Call the Government

The only way to be sure

Many months ago, a residential realtor I know well sent me a random message about a large master-planned community with excess land for sale in Cartersville.

Cartersville is one of those places that’s like an hour north of Atlanta, might be described as rural by some, but has absolutely popped over the years with new market-rate apartments, new subdivisions, high industrial rents, etc.

And I had actually looked hard for a site in Cartersville a few years before because I’d previously noticed high storage rents and a couple underserved parts of town. But after cold-calling up and down a certain corridor I never quite found the perfect site - partly because the topography there is crazy - so I had given up and moved on long before this email came through.

When it did, I took another look at the market, and sure enough saw $20+ rents at the Prime Storage location there. It’s go time.

I told that same realtor, your idea is appreciated, but that particular spot is ridiculous. He obviously set aside all the acreage near the road for apartments/BTR/etc and wanted to pawn off some of the remaining shit in the back to a storage developer. No fucking thanks.

bottom-left corner

a shot i took of the massive amount of sitework occurring within the master-planned community/”PUD”

current google aerial of all the construction occurring today

So I asked her, wanna help me tie up a site in this general area that is not buried 1500 ft back from the road, instead? It’s clearly a “happening” corridor, big box retail, and no storage.

This sent me on a lengthy exploration of this stretch of Hwy 20. Calling every for-sale sign along the road. Looking up every owner on the map. Talking to a local zoning lawyer, a local engineer, attacking the “perfect” off-market site (a couple different sites that fit that description) fronting Hwy 20 in close proximity to all this new housing, etc.

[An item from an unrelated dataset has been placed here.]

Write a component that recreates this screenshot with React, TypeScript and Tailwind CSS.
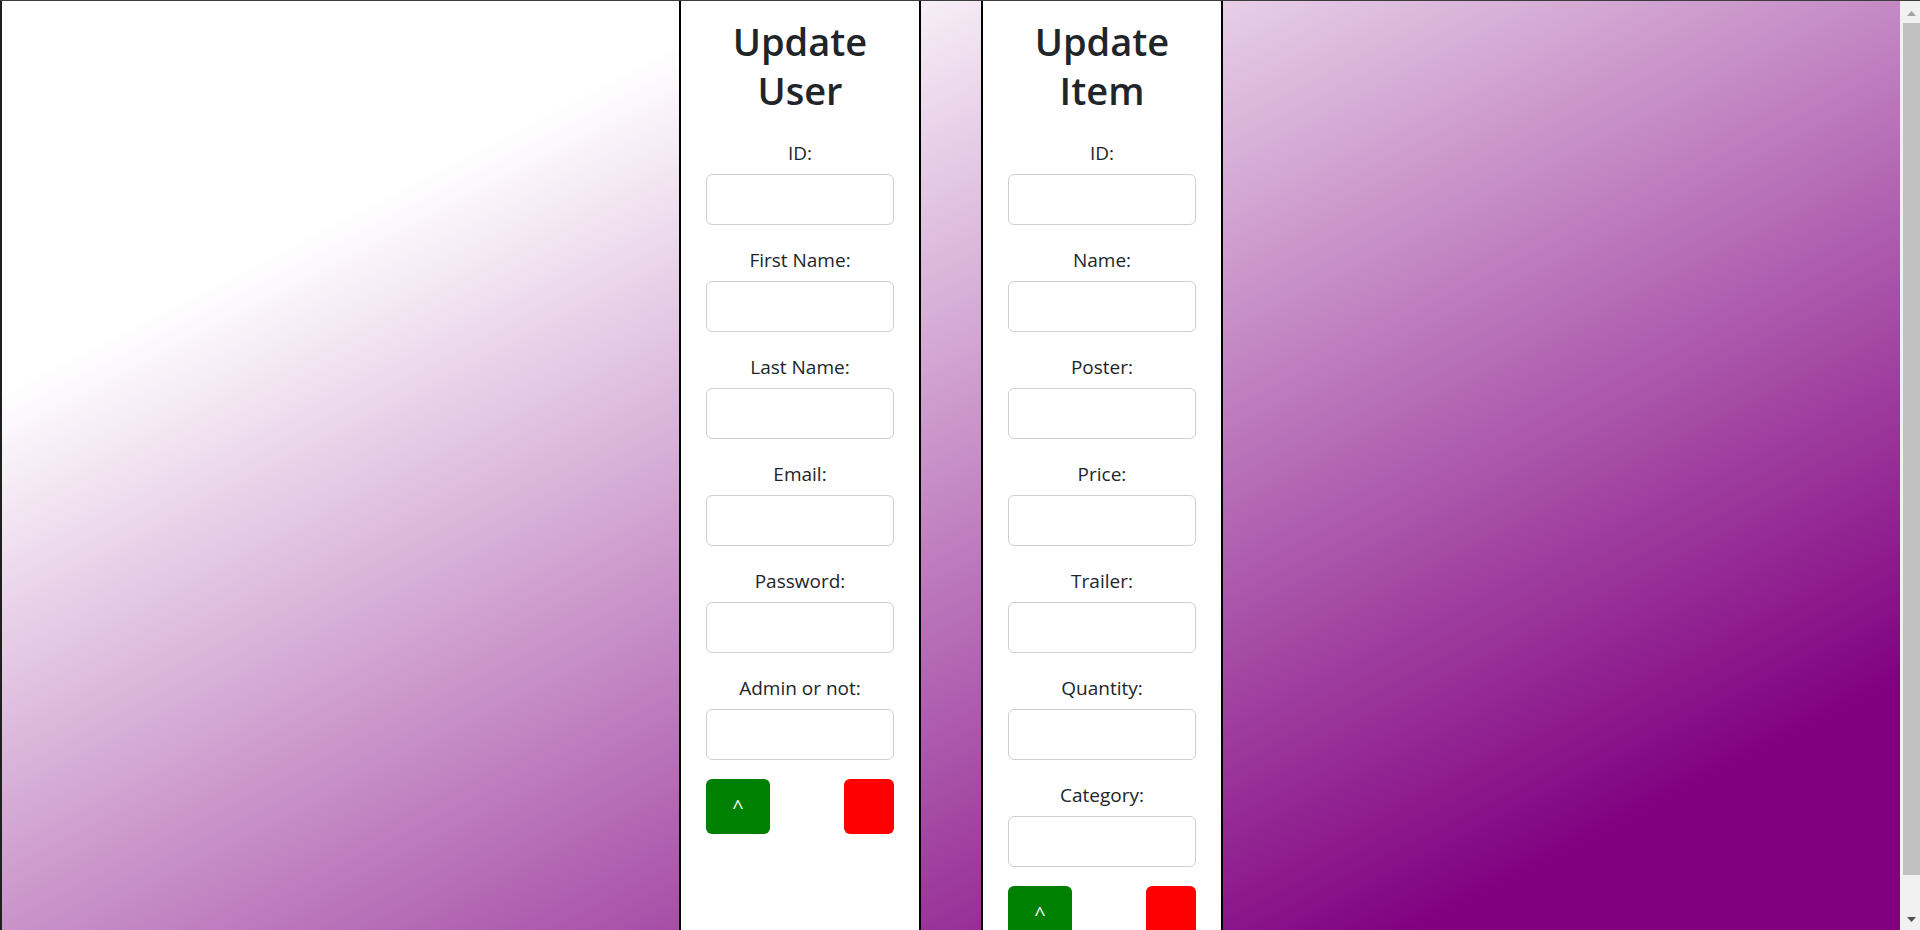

This went on for months. Started talking to multiple potential partners. Finally one of those possible partners asked me to check into new supply beyond just relying on the usual “databases” we lean on. We all already knew that Stortrack.com showed no new supply in the pipeline along this corridor and neither did Radius+. And it’s so much more fun to chase sites and see what you can shake loose than it is to start with this boring question whose answer can only make the picture uglier, not prettier.

When I got someone on the phone at the county, they said to send an email to XYZ person. They emailed back:

Not sure why this didn’t show on those databases, but they can’t catch everything and this was extremely close to the spot I was targeting and was clearly not a small project. There was nothing I could build that would do better, because it was obviously a single-story layout (very hard to compete with if i built multistory there) and he obviously, from the building sizes, was building a mix of drive-up/non-climate and climate-controlled.

It is, admittedly, pathetic that it took someone forcing me to do this after all those months - it’s something I would have done eventually, but I was putting it off.

Side note - I have now/more recently been trying to track down that developer the the staffer mentioned to either buy his raw site or buy his facility upon completion. I think it’s a Cartersville local, which means he should be able to build cheaper than I, which means he might sell me a finished product at a price that works for both of us. Long shot, but I’ll ask.

My takeaway: Nobody wants to pick up the phone and call in hoping to find a helpful government employee - usually a planning department staffer does the trick - but it’s one of the first things I should do if I don’t want to waste a bunch of my time.